LO FIVE When It’s Time To Let Go

Exploring the landscape soundtracks of Lo Five…

Described by its creator, Neil Grant as “deep landscape electronics” and “an album of wild spaces and intimate rooms”, the sentiments behind this debut album will not fail to resonate with the listener.

The slower tracks lend themselves to a meditation routine. An abundance of wind chimes soothes away the strains of the day and transport you to a place that moves to the beat of a slower drum. This album could quite easily form a natural soundtrack down at Ibiza’s Cafe del Mar, reminiscent of the Jose Padilla years.

‘Infantile progenitor’ kick-starts this debut album into life with its toy piano and chimes or could they be ice cream van chimes? You decide, but it is a given it will stir up childhood memories of summers past.

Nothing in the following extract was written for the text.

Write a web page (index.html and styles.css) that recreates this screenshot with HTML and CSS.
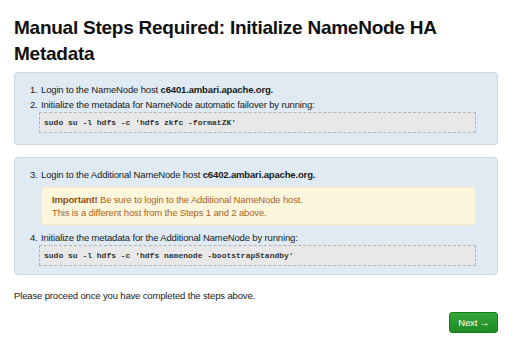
FILE: index.html
```html
<!DOCTYPE html>
<html lang="en">

<head>
  <meta charset="UTF-8">
  <link rel="stylesheet" href="styles.css">
  <title>Manual Steps Required</title>
</head>

<body>

  <div id="wizard-step">
    <h2 class="step-title">Manual Steps Required: Initialize NameNode HA Metadata</h2>

    <div class="steps-box">
      <ol class="steps">
        <li>Login to the NameNode host <b>c6401.ambari.apache.org.</b></li>
        <li>Initialize the metadata for NameNode automatic failover by running:
          <div class="code-block">sudo su -l hdfs -c 'hdfs zkfc -formatZK'</div>
        </li>
      </ol>
    </div>

    <div class="steps-box">
      <ol class="steps" start="3">
        <li>Login to the Additional NameNode host <b>c6402.ambari.apache.org.</b>
          <div class="alert">
            <b>Important!</b> Be sure to login to the Additional NameNode host.<br>
            This is a different host from the Steps 1 and 2 above.
          </div>
        </li>
        <li>Initialize the metadata for the Additional NameNode by running:
          <div class="code-block">sudo su -l hdfs -c 'hdfs namenode -bootstrapStandby'</div>
        </li>
      </ol>
    </div>

    <p class="proceed">Please proceed once you have completed the steps above.</p>

    <div class="btn-area">
      <button class="btn-success">Next &rarr;</button>
    </div>
  </div>

</body>

</html>
```

FILE: styles.css
```css
body {
  margin: 0;
  background-color: #fff;
  font-family: 'Liberation Sans', Arial, sans-serif;
  font-size: 9.5px;
  letter-spacing: -0.15px;
  color: #1a1a1a;
}

#wizard-step {
  width: 484px;
  padding: 15px 0 0 14px;
}

.step-title {
  margin: 0 0 5px 0;
  font-size: 19px;
  line-height: 26px;
  letter-spacing: -0.25px;
  font-weight: bold;
  color: #111;
}

.steps-box {
  background-color: #dfeaf3;
  border: 1px solid #c9d7e2;
  border-radius: 4px;
  padding: 9px 0 11px 0;
  margin-bottom: 12px;
}

.steps-box + .steps-box {
  padding-bottom: 8px;
}

.steps {
  margin: 0;
  padding: 0 21px 0 25px;
  list-style-position: outside;
}

.steps li {
  line-height: 15px;
  padding-left: 1px;
}

.code-block {
  margin: 0 0 0 -2px;
  padding: 4px 4px;
  background-color: #e8e8e8;
  border: 1px dashed #b4b4b4;
  font-family: 'Liberation Mono', 'Courier New', monospace;
  font-size: 8px;
  font-weight: bold;
  letter-spacing: 0;
  line-height: 11px;
  color: #333;
}

.alert {
  margin: 5px 0 5px 0;
  padding: 5px 10px;
  background-color: #fcf6dd;
  border: 1px solid #f9e9c4;
  border-radius: 4px;
  color: #a8651f;
  line-height: 13px;
}

.alert b {
  color: #8f4c12;
}

.proceed {
  margin: 13px 0 0 0;
  line-height: 15px;
}

.btn-area {
  display: flex;
  justify-content: flex-end;
  margin-top: 9px;
}

.btn-success {
  background: linear-gradient(#36a93b, #1e8924);
  border: 1px solid #187a1d;
  border-radius: 3px;
  color: #fff;
  font-family: 'Liberation Sans', Arial, sans-serif;
  font-size: 9.5px;
  letter-spacing: -0.15px;
  padding: 4px 8px;
  line-height: 11px;
  height: 21px;
  cursor: pointer;
}
```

Natural sounds are woven into layers of electronic sound bites throughout the album. Seagulls on the Dee Estuary and a mandolin open up the ‘Cadaver trap’ conveying an immediate sense of loss. Halfway through, a burst of birdsong again fuses with a musical box that is being wound up before being fed into a constant steady electronic rhythm.

‘Interdependents’ unites a harp with a xylophone, clinking and glinting away like sunlight through glass. ‘Mental formation’ from the first bar has a repetitive, simple beat conjuring a racing mind from the outset and is sure to keep the electro purists happy.

‘Sabre Confusion’ is the stand out track. Fuzzy and distorted at first, with the sound of clinking glass underpinned with a heavy bass line. I was fortunate to witness this track played live at a fashionable hang out in Neil’s home city of Liverpool earlier this year. The music blended perfectly in the minimalist venue and certainly captured the audience’s attention.

‘Pivotal moment’, opens with wind turbines out in the Irish Sea, before the mood changes, taking on a sinister tone. There is distortion, much crackling, like a vinyl record about to spring into life. This could very easily be transformed into a piece of incidental music in a film where we are about to bear witness to some terrifying scene.

‘I’d like to be’, sets off with a slow drum beat and tiny, clinking bells like temple music in some far flung destination complete with distorted dialogue and laughter. It’s a day dream about yearning for Goa as we sit in our workplaces huddled over our computers chasing deadlines.

‘Death to innovation’ has a metronomic quality to it, beating and clanking away methodically, something to regulate a racing heart after exercise or perfect come down music after a night out. ‘Machinations of the world’ starts with rain cascading down and merges seamlessly with the percussion section and piano into a gently flowing harmonious river of sound.

‘Leave you alone’ is interwoven with ghostly voices trying to communicate via a telephone leading into penultimate track, aptly entitled ‘Almost’, which combines dramatic bursts of piano interspersed with computerised voices.

‘Emergence of something familiar’, evokes feelings of a happy ending. We have emerged the other side, stronger and wiser, feeling euphoric.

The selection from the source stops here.